## RECORDED DATA
>> BEGIN

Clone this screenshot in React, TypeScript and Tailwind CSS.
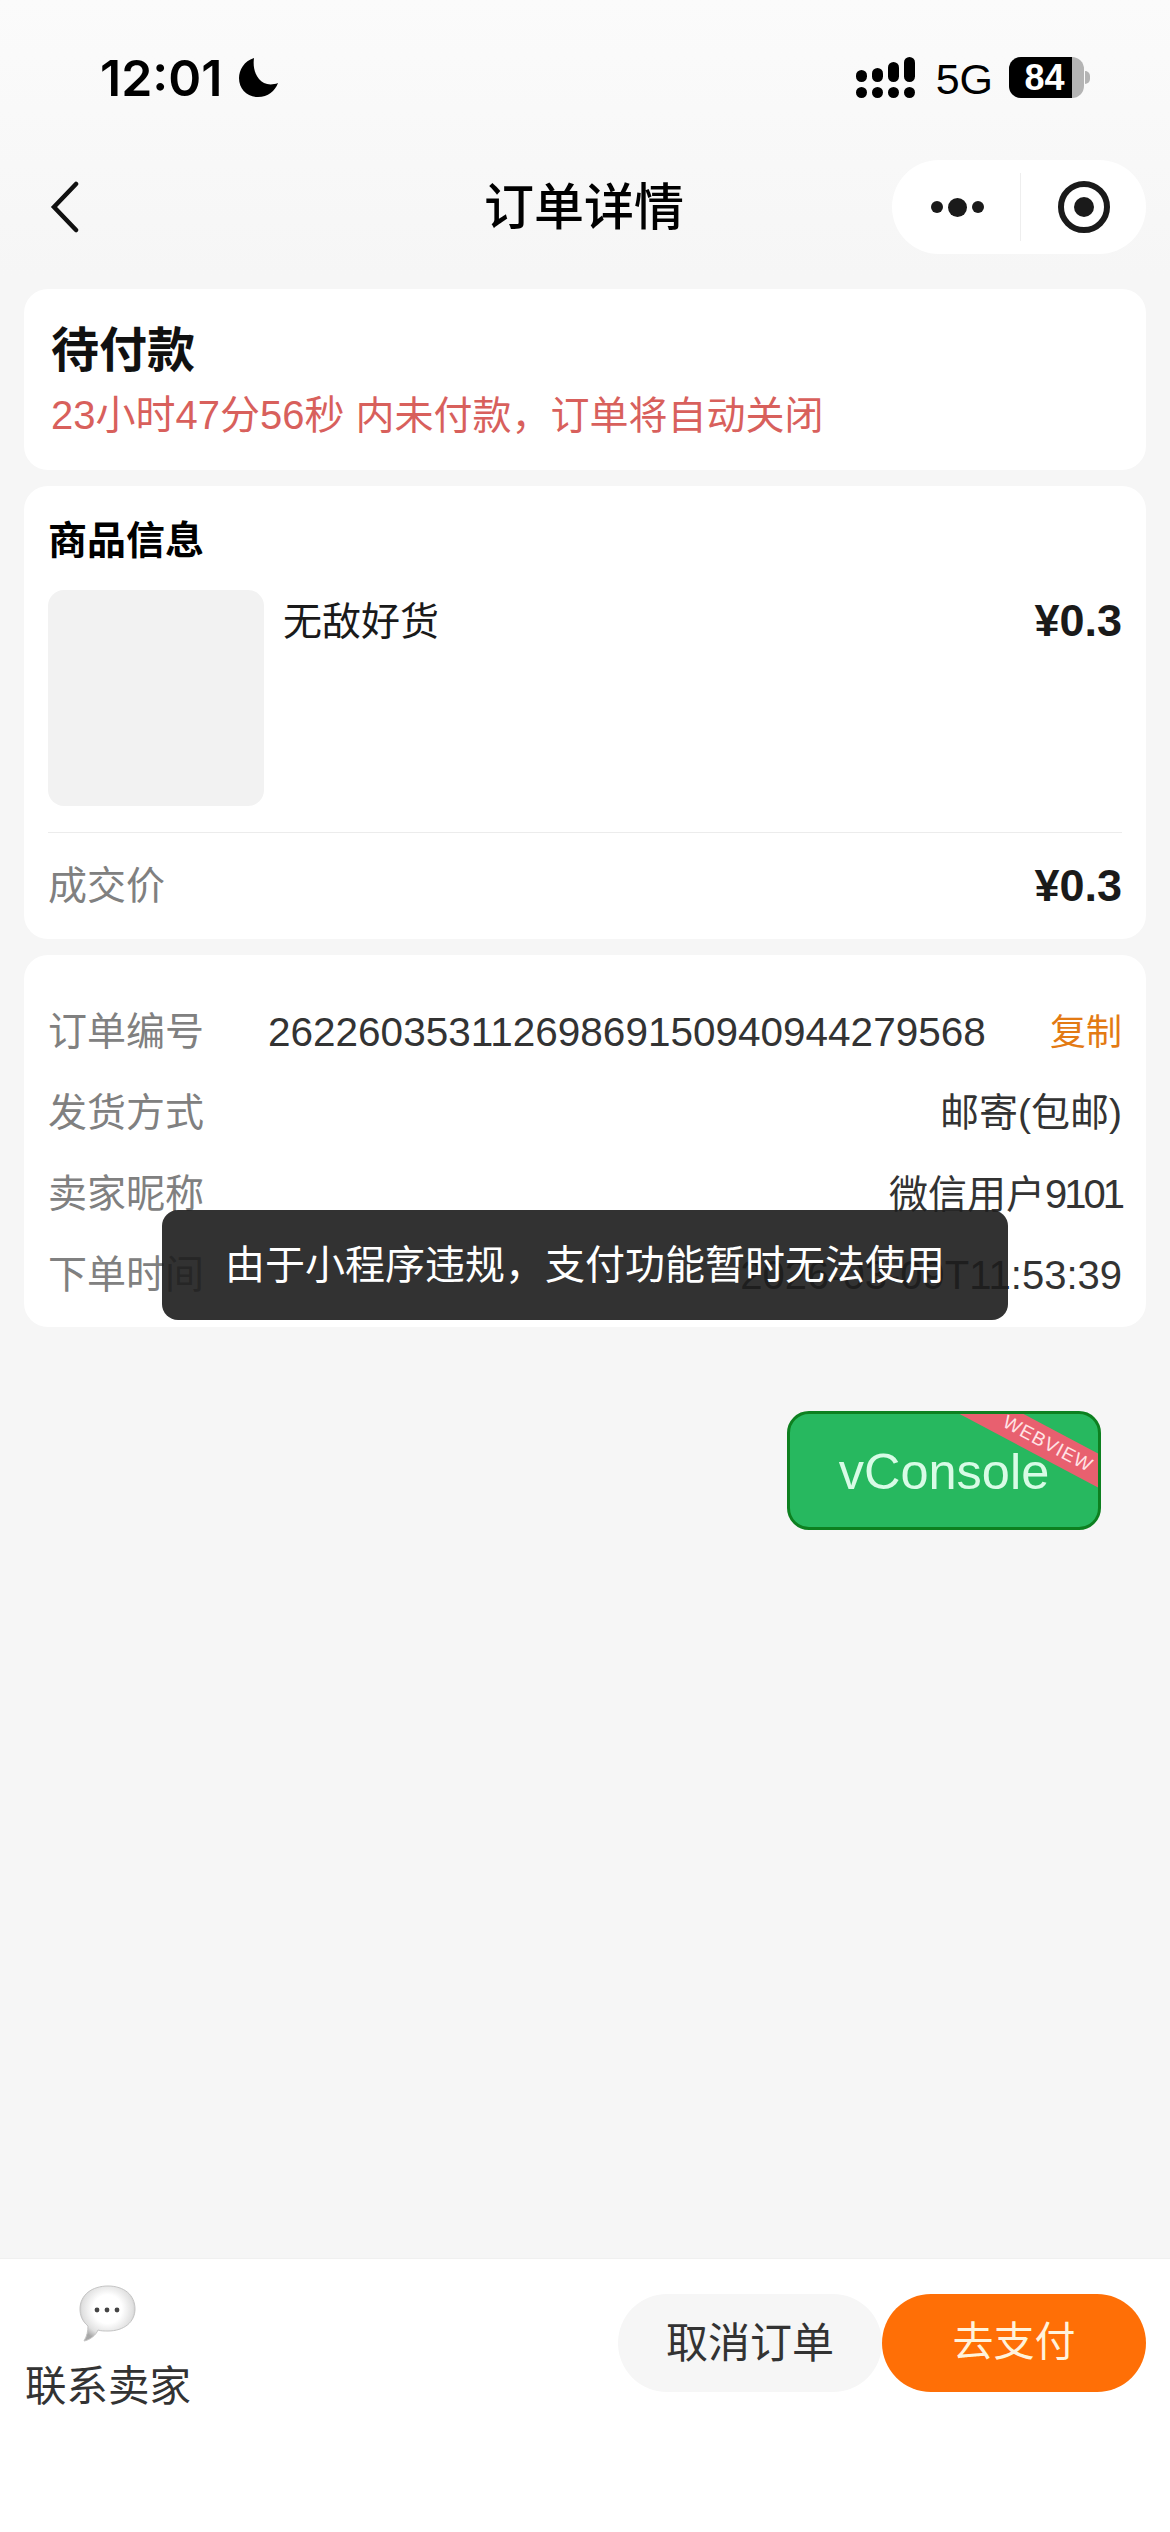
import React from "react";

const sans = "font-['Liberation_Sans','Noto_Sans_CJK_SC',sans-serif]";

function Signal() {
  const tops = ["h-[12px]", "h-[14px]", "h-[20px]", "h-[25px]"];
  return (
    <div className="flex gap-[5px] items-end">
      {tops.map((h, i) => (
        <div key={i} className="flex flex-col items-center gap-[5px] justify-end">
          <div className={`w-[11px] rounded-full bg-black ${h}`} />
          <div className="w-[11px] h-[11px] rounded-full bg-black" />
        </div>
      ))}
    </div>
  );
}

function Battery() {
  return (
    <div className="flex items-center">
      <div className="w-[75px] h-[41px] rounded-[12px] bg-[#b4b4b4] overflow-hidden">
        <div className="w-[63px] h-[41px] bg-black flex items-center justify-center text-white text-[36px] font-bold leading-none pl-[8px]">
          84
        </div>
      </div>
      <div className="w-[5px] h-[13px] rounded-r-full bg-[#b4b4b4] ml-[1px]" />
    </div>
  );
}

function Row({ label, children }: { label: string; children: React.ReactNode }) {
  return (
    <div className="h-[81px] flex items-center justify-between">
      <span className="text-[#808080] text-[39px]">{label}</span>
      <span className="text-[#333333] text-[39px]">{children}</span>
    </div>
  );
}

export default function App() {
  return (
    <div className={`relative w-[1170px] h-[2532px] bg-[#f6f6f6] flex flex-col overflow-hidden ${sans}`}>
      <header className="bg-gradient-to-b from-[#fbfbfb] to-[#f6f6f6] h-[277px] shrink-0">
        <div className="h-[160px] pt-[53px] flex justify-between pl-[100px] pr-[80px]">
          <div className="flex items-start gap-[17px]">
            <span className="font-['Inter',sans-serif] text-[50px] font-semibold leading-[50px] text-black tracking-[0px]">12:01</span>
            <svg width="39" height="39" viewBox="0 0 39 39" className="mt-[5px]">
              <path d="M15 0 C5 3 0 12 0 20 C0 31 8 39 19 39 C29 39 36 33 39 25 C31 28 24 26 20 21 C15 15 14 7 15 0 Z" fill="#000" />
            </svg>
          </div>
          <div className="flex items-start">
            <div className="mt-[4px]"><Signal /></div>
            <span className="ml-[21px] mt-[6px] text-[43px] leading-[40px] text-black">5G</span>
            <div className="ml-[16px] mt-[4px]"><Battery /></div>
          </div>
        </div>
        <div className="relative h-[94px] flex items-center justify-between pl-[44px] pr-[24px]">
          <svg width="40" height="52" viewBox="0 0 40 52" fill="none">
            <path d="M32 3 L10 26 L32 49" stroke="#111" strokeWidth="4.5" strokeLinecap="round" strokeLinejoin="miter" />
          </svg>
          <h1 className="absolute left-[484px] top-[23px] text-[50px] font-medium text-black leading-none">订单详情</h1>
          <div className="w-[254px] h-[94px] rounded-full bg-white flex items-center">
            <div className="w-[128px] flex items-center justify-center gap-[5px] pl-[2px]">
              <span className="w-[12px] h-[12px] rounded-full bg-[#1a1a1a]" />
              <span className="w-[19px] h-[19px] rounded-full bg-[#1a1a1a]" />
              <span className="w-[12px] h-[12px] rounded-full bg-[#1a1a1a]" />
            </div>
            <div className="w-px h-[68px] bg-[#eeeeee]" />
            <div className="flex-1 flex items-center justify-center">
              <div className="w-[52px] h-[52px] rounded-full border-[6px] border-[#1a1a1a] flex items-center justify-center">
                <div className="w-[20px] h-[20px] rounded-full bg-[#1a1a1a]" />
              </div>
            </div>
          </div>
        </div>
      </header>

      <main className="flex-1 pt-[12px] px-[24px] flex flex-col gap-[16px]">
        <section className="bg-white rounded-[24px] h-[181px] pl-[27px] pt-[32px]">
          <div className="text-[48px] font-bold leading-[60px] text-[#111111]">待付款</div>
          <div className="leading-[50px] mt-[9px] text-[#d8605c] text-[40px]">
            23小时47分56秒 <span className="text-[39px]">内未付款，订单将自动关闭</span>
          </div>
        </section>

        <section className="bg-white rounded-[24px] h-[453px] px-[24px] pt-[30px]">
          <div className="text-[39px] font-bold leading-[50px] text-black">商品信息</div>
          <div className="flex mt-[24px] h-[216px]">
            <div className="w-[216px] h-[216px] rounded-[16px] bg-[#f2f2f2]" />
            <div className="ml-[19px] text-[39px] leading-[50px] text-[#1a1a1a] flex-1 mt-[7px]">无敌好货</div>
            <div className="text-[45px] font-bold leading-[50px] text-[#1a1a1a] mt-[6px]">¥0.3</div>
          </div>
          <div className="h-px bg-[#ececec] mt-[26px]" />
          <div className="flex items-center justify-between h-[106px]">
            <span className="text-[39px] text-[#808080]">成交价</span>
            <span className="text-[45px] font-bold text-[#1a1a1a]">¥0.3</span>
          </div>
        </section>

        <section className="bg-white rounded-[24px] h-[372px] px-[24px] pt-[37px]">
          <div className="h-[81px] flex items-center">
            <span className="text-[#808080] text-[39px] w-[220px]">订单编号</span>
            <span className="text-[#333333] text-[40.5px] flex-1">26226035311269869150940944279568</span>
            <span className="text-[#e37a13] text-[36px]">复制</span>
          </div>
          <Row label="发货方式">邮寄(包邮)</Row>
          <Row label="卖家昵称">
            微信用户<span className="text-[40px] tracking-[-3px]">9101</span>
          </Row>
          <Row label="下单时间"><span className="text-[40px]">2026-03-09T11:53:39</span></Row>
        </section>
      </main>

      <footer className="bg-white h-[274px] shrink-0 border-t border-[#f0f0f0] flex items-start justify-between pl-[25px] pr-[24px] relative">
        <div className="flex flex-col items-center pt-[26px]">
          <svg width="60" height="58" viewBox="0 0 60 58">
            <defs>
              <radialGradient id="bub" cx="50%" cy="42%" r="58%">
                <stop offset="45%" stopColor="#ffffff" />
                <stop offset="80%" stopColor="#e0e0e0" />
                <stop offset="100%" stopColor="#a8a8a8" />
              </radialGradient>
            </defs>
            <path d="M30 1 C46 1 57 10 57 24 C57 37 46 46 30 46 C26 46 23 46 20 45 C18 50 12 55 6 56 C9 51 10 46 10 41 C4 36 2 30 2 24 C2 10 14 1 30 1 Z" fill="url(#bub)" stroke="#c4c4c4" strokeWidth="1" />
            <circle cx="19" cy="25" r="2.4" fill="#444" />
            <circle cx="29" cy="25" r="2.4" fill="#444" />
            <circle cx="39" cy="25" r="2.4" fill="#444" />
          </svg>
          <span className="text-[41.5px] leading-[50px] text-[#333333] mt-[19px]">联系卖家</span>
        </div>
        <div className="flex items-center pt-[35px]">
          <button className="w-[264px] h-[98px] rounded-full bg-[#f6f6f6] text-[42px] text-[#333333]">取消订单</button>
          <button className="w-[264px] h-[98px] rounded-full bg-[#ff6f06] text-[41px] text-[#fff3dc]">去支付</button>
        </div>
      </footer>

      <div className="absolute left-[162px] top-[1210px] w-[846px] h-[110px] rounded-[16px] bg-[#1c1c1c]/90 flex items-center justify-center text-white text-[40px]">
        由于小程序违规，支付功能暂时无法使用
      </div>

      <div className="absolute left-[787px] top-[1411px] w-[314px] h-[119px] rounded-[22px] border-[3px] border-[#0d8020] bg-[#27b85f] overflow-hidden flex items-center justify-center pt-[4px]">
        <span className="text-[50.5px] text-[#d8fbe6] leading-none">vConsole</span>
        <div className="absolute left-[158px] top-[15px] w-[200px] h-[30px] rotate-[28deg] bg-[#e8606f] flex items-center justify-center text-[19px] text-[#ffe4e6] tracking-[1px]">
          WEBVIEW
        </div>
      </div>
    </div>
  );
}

>> END

## WHAT TO WORK ON
Set down the complete material exactly, but do not include the images.

## FULL SOLUTION
Clone this screenshot in React, TypeScript and Tailwind CSS.
import React from "react";

const sans = "font-['Liberation_Sans','Noto_Sans_CJK_SC',sans-serif]";

function Signal() {
  const tops = ["h-[12px]", "h-[14px]", "h-[20px]", "h-[25px]"];
  return (
    <div className="flex gap-[5px] items-end">
      {tops.map((h, i) => (
        <div key={i} className="flex flex-col items-center gap-[5px] justify-end">
          <div className={`w-[11px] rounded-full bg-black ${h}`} />
          <div className="w-[11px] h-[11px] rounded-full bg-black" />
        </div>
      ))}
    </div>
  );
}

function Battery() {
  return (
    <div className="flex items-center">
      <div className="w-[75px] h-[41px] rounded-[12px] bg-[#b4b4b4] overflow-hidden">
        <div className="w-[63px] h-[41px] bg-black flex items-center justify-center text-white text-[36px] font-bold leading-none pl-[8px]">
          84
        </div>
      </div>
      <div className="w-[5px] h-[13px] rounded-r-full bg-[#b4b4b4] ml-[1px]" />
    </div>
  );
}

function Row({ label, children }: { label: string; children: React.ReactNode }) {
  return (
    <div className="h-[81px] flex items-center justify-between">
      <span className="text-[#808080] text-[39px]">{label}</span>
      <span className="text-[#333333] text-[39px]">{children}</span>
    </div>
  );
}

export default function App() {
  return (
    <div className={`relative w-[1170px] h-[2532px] bg-[#f6f6f6] flex flex-col overflow-hidden ${sans}`}>
      <header className="bg-gradient-to-b from-[#fbfbfb] to-[#f6f6f6] h-[277px] shrink-0">
        <div className="h-[160px] pt-[53px] flex justify-between pl-[100px] pr-[80px]">
          <div className="flex items-start gap-[17px]">
            <span className="font-['Inter',sans-serif] text-[50px] font-semibold leading-[50px] text-black tracking-[0px]">12:01</span>
            <svg width="39" height="39" viewBox="0 0 39 39" className="mt-[5px]">
              <path d="M15 0 C5 3 0 12 0 20 C0 31 8 39 19 39 C29 39 36 33 39 25 C31 28 24 26 20 21 C15 15 14 7 15 0 Z" fill="#000" />
            </svg>
          </div>
          <div className="flex items-start">
            <div className="mt-[4px]"><Signal /></div>
            <span className="ml-[21px] mt-[6px] text-[43px] leading-[40px] text-black">5G</span>
            <div className="ml-[16px] mt-[4px]"><Battery /></div>
          </div>
        </div>
        <div className="relative h-[94px] flex items-center justify-between pl-[44px] pr-[24px]">
          <svg width="40" height="52" viewBox="0 0 40 52" fill="none">
            <path d="M32 3 L10 26 L32 49" stroke="#111" strokeWidth="4.5" strokeLinecap="round" strokeLinejoin="miter" />
          </svg>
          <h1 className="absolute left-[484px] top-[23px] text-[50px] font-medium text-black leading-none">订单详情</h1>
          <div className="w-[254px] h-[94px] rounded-full bg-white flex items-center">
            <div className="w-[128px] flex items-center justify-center gap-[5px] pl-[2px]">
              <span className="w-[12px] h-[12px] rounded-full bg-[#1a1a1a]" />
              <span className="w-[19px] h-[19px] rounded-full bg-[#1a1a1a]" />
              <span className="w-[12px] h-[12px] rounded-full bg-[#1a1a1a]" />
            </div>
            <div className="w-px h-[68px] bg-[#eeeeee]" />
            <div className="flex-1 flex items-center justify-center">
              <div className="w-[52px] h-[52px] rounded-full border-[6px] border-[#1a1a1a] flex items-center justify-center">
                <div className="w-[20px] h-[20px] rounded-full bg-[#1a1a1a]" />
              </div>
            </div>
          </div>
        </div>
      </header>

      <main className="flex-1 pt-[12px] px-[24px] flex flex-col gap-[16px]">
        <section className="bg-white rounded-[24px] h-[181px] pl-[27px] pt-[32px]">
          <div className="text-[48px] font-bold leading-[60px] text-[#111111]">待付款</div>
          <div className="leading-[50px] mt-[9px] text-[#d8605c] text-[40px]">
            23小时47分56秒 <span className="text-[39px]">内未付款，订单将自动关闭</span>
          </div>
        </section>

        <section className="bg-white rounded-[24px] h-[453px] px-[24px] pt-[30px]">
          <div className="text-[39px] font-bold leading-[50px] text-black">商品信息</div>
          <div className="flex mt-[24px] h-[216px]">
            <div className="w-[216px] h-[216px] rounded-[16px] bg-[#f2f2f2]" />
            <div className="ml-[19px] text-[39px] leading-[50px] text-[#1a1a1a] flex-1 mt-[7px]">无敌好货</div>
            <div className="text-[45px] font-bold leading-[50px] text-[#1a1a1a] mt-[6px]">¥0.3</div>
          </div>
          <div className="h-px bg-[#ececec] mt-[26px]" />
          <div className="flex items-center justify-between h-[106px]">
            <span className="text-[39px] text-[#808080]">成交价</span>
            <span className="text-[45px] font-bold text-[#1a1a1a]">¥0.3</span>
          </div>
        </section>

        <section className="bg-white rounded-[24px] h-[372px] px-[24px] pt-[37px]">
          <div className="h-[81px] flex items-center">
            <span className="text-[#808080] text-[39px] w-[220px]">订单编号</span>
            <span className="text-[#333333] text-[40.5px] flex-1">26226035311269869150940944279568</span>
            <span className="text-[#e37a13] text-[36px]">复制</span>
          </div>
          <Row label="发货方式">邮寄(包邮)</Row>
          <Row label="卖家昵称">
            微信用户<span className="text-[40px] tracking-[-3px]">9101</span>
          </Row>
          <Row label="下单时间"><span className="text-[40px]">2026-03-09T11:53:39</span></Row>
        </section>
      </main>

      <footer className="bg-white h-[274px] shrink-0 border-t border-[#f0f0f0] flex items-start justify-between pl-[25px] pr-[24px] relative">
        <div className="flex flex-col items-center pt-[26px]">
          <svg width="60" height="58" viewBox="0 0 60 58">
            <defs>
              <radialGradient id="bub" cx="50%" cy="42%" r="58%">
                <stop offset="45%" stopColor="#ffffff" />
                <stop offset="80%" stopColor="#e0e0e0" />
                <stop offset="100%" stopColor="#a8a8a8" />
              </radialGradient>
            </defs>
            <path d="M30 1 C46 1 57 10 57 24 C57 37 46 46 30 46 C26 46 23 46 20 45 C18 50 12 55 6 56 C9 51 10 46 10 41 C4 36 2 30 2 24 C2 10 14 1 30 1 Z" fill="url(#bub)" stroke="#c4c4c4" strokeWidth="1" />
            <circle cx="19" cy="25" r="2.4" fill="#444" />
            <circle cx="29" cy="25" r="2.4" fill="#444" />
            <circle cx="39" cy="25" r="2.4" fill="#444" />
          </svg>
          <span className="text-[41.5px] leading-[50px] text-[#333333] mt-[19px]">联系卖家</span>
        </div>
        <div className="flex items-center pt-[35px]">
          <button className="w-[264px] h-[98px] rounded-full bg-[#f6f6f6] text-[42px] text-[#333333]">取消订单</button>
          <button className="w-[264px] h-[98px] rounded-full bg-[#ff6f06] text-[41px] text-[#fff3dc]">去支付</button>
        </div>
      </footer>

      <div className="absolute left-[162px] top-[1210px] w-[846px] h-[110px] rounded-[16px] bg-[#1c1c1c]/90 flex items-center justify-center text-white text-[40px]">
        由于小程序违规，支付功能暂时无法使用
      </div>

      <div className="absolute left-[787px] top-[1411px] w-[314px] h-[119px] rounded-[22px] border-[3px] border-[#0d8020] bg-[#27b85f] overflow-hidden flex items-center justify-center pt-[4px]">
        <span className="text-[50.5px] text-[#d8fbe6] leading-none">vConsole</span>
        <div className="absolute left-[158px] top-[15px] w-[200px] h-[30px] rotate-[28deg] bg-[#e8606f] flex items-center justify-center text-[19px] text-[#ffe4e6] tracking-[1px]">
          WEBVIEW
        </div>
      </div>
    </div>
  );
}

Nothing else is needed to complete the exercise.